Locating a service for your special talents is not as difficult as it may seem. First, many services are based in a certain area, but they send temporaries out on contracts and assignments all over the country. You can register with a firm in Indianapolis and work in Seattle or, of course, closer to home. Second, almost every service we interviewed was in the Yellow Pages, not necessarily with other temporary services, but sometimes listed under its specialty. For example, depending on where you live, a legal temporary service might be found under "Legal" or "Law." Third, most of the professional temps we spoke with had hooked up with their firms through a referral by a friend, business contact, or professional association. This was, by far, the most popular way of finding a service that they were happy with.

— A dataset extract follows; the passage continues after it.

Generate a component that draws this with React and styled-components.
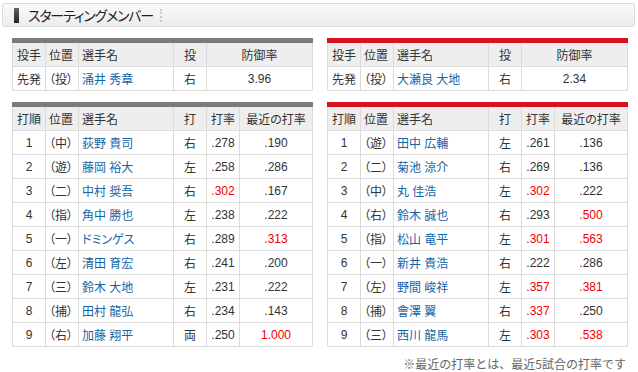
import React from "react";
import styled, { createGlobalStyle } from "styled-components";

const Global = createGlobalStyle`
  html, body { margin: 0; padding: 0; background: #fff; }
  body {
    font-family: "Liberation Sans", "Noto Sans CJK JP", sans-serif;
    font-size: 12px;
    color: #333;
    font-feature-settings: "palt";
  }
`;

const Page = styled.div`
  width: 638px;
  height: 372px;
  padding-top: 3px;
  box-sizing: border-box;
`;

const TitleBar = styled.div`
  margin: 0 3px 0 2px;
  height: 24px;
  box-sizing: border-box;
  border: 1px solid #dadada;
  border-radius: 2px;
  background: linear-gradient(#fafafa, #ececec);
  display: flex;
  align-items: center;
  padding-left: 11px;
`;

const TitleMark = styled.span`
  width: 5px;
  height: 15px;
  background: linear-gradient(#666, #222);
  margin-right: 9px;
`;

const TitleText = styled.span`
  font-family: "Noto Sans CJK JP", sans-serif;
  font-size: 14px;
  color: #1d1d33;
  letter-spacing: -1.2px;
  line-height: 1;
`;

const Dots = styled.span`
  margin-left: 7px;
  height: 13px;
  border-left: 2px dotted #c8c8c8;
`;

const Columns = styled.div`
  display: flex;
  gap: 15px;
  padding: 11px 0 0 12px;
`;

const Side = styled.div`
  width: 300px;
  display: flex;
  flex-direction: column;
  gap: 11px;
`;

const Table = styled.table`
  width: 300px;
  table-layout: fixed;
  border-collapse: collapse;
  border-top: 5px solid ${(p) => p.$bar};
`;

const Th = styled.th`
  background: #eeeeee;
  border: 1px solid #dcdcdc;
  border-top: none;
  font-weight: normal;
  height: 23px;
  padding: 0 3px;
  text-align: ${(p) => p.$align || "center"};
  white-space: nowrap;
  overflow: hidden;
  color: #333;
`;

const Td = styled.td`
  border: 1px solid #dcdcdc;
  height: 23px;
  padding: 0 3px;
  text-align: ${(p) => p.$align || "center"};
  white-space: nowrap;
  overflow: hidden;
  color: ${(p) => (p.$red ? "#f00000" : "#333")};
`;

const Name = styled.span`
  color: #1565a6;
`;

const Note = styled.div`
  text-align: right;
  font-family: "Noto Sans CJK JP", sans-serif;
  font-feature-settings: normal;
  font-size: 12px;
  color: #666;
  margin-top: -3px;
  padding-right: 1px;
`;

const teams = [
  {
    bar: "#7a7a7a",
    pitcher: { pos: "（投）", name: "涌井 秀章", hand: "右", era: "3.96" },
    pw: [33, 33, 95, 33, 106],
    bw: [33, 33, 95, 33, 33, 73],
    batters: [
      ["1", "（中）", "荻野 貴司", "右", ".278", ".190"],
      ["2", "（遊）", "藤岡 裕大", "左", ".258", ".286"],
      ["3", "（二）", "中村 奨吾", "右", "!.302", ".167"],
      ["4", "（指）", "角中 勝也", "左", ".238", ".222"],
      ["5", "（一）", "ドミンゲス", "右", ".289", "!.313"],
      ["6", "（左）", "清田 育宏", "右", ".241", ".200"],
      ["7", "（三）", "鈴木 大地", "左", ".231", ".222"],
      ["8", "（捕）", "田村 龍弘", "右", ".234", ".143"],
      ["9", "（右）", "加藤 翔平", "両", ".250", "!1.000"],
    ],
  },
  {
    bar: "#d8121e",
    pitcher: { pos: "（投）", name: "大瀬良 大地", hand: "右", era: "2.34" },
    pw: [33, 33, 95, 33, 106],
    bw: [33, 33, 95, 33, 33, 73],
    batters: [
      ["1", "（遊）", "田中 広輔", "左", ".261", ".136"],
      ["2", "（二）", "菊池 涼介", "右", ".269", ".136"],
      ["3", "（中）", "丸 佳浩", "左", "!.302", ".222"],
      ["4", "（右）", "鈴木 誠也", "右", ".293", "!.500"],
      ["5", "（指）", "松山 竜平", "左", "!.301", "!.563"],
      ["6", "（一）", "新井 貴浩", "右", ".222", ".286"],
      ["7", "（左）", "野間 峻祥", "左", "!.357", "!.381"],
      ["8", "（捕）", "會澤 翼", "右", "!.337", ".250"],
      ["9", "（三）", "西川 龍馬", "左", "!.303", "!.538"],
    ],
  },
];

const Num = ({ v }) => {
  const red = v.startsWith("!");
  return <Td $red={red}>{red ? v.slice(1) : v}</Td>;
};

const Cols = ({ widths }) => (
  <colgroup>
    {widths.map((w, i) => (
      <col key={i} style={{ width: w }} />
    ))}
  </colgroup>
);

const TeamSide = ({ team }) => (
  <Side>
    <Table $bar={team.bar}>
      <Cols widths={team.pw} />
      <thead>
        <tr>
          <Th>投手</Th>
          <Th $align="left">位置</Th>
          <Th $align="left">選手名</Th>
          <Th>投</Th>
          <Th>防御率</Th>
        </tr>
      </thead>
      <tbody>
        <tr>
          <Td>先発</Td>
          <Td $align="left">{team.pitcher.pos}</Td>
          <Td $align="left">
            <Name>{team.pitcher.name}</Name>
          </Td>
          <Td>{team.pitcher.hand}</Td>
          <Td>{team.pitcher.era}</Td>
        </tr>
      </tbody>
    </Table>
    <Table $bar={team.bar}>
      <Cols widths={team.bw} />
      <thead>
        <tr>
          <Th>打順</Th>
          <Th $align="left">位置</Th>
          <Th $align="left">選手名</Th>
          <Th>打</Th>
          <Th>打率</Th>
          <Th>最近の打率</Th>
        </tr>
      </thead>
      <tbody>
        {team.batters.map((b) => (
          <tr key={b[0]}>
            <Td>{b[0]}</Td>
            <Td $align="left">{b[1]}</Td>
            <Td $align="left">
              <Name>{b[2]}</Name>
            </Td>
            <Td>{b[3]}</Td>
            <Num v={b[4]} />
            <Num v={b[5]} />
          </tr>
        ))}
      </tbody>
    </Table>
  </Side>
);

export default function App() {
  return (
    <Page>
      <Global />
      <TitleBar>
        <TitleMark />
        <TitleText>スターティングメンバー</TitleText>
        <Dots />
      </TitleBar>
      <Columns>
        {teams.map((t, i) => (
          <TeamSide key={i} team={t} />
        ))}
      </Columns>
      <Columns>
        <Side />
        <Side>
          <Note>※最近の打率とは、最近5試合の打率です</Note>
        </Side>
      </Columns>
    </Page>
  );
}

Services also run recruitment ads in newspapers and trade journals. Many run open houses and invite prospects to come in with their resume for an interview. A few firms recruited through direct mail, using mailing lists of members of industry trade groups and associations.

The Pros and Cons

Many of the temps we spoke with in the professional marketplace loved their lives and temped as a career; they were neither seeking jobs nor pursuing outside passions. An overwhelming number had found that this career life-style was a way to focus on the aspects of their professions that they enjoyed the most without dealing with corporate politics or feeling guilty about not wanting to move up the expected ladders. These people always had work when they wanted it, with the exception of the creative group. In an attempt to see the big picture, we asked what the real problems were in choosing this way of life.

We were told that some of the permanent staff on jobs where temps were working were not receptive, and insisted on checking over work until the individual either said something or proved his or her expertise. Several remarked that continually having to prove one was tiring, and some missed the advice and protection of a mentor. Those who had temped and then went back into permanent work (or attempted to) said that once outside the walls of the traditional work force, it was difficult to get back in. Employers were not skeptical of their skills but of their staying power-there were the perception that such a candidate had been out on his or her own and could leave again.

Finally, whether it truly is the jargon, or temporary professionals are more career-and status-conscious than they think they are, we found that almost all those in this category referred to themselves or their employees as freelancers, consultants, or independents. Rarely did we hear the term temp, although the way in which the services worked was, in fact, the way a temporary help service operates.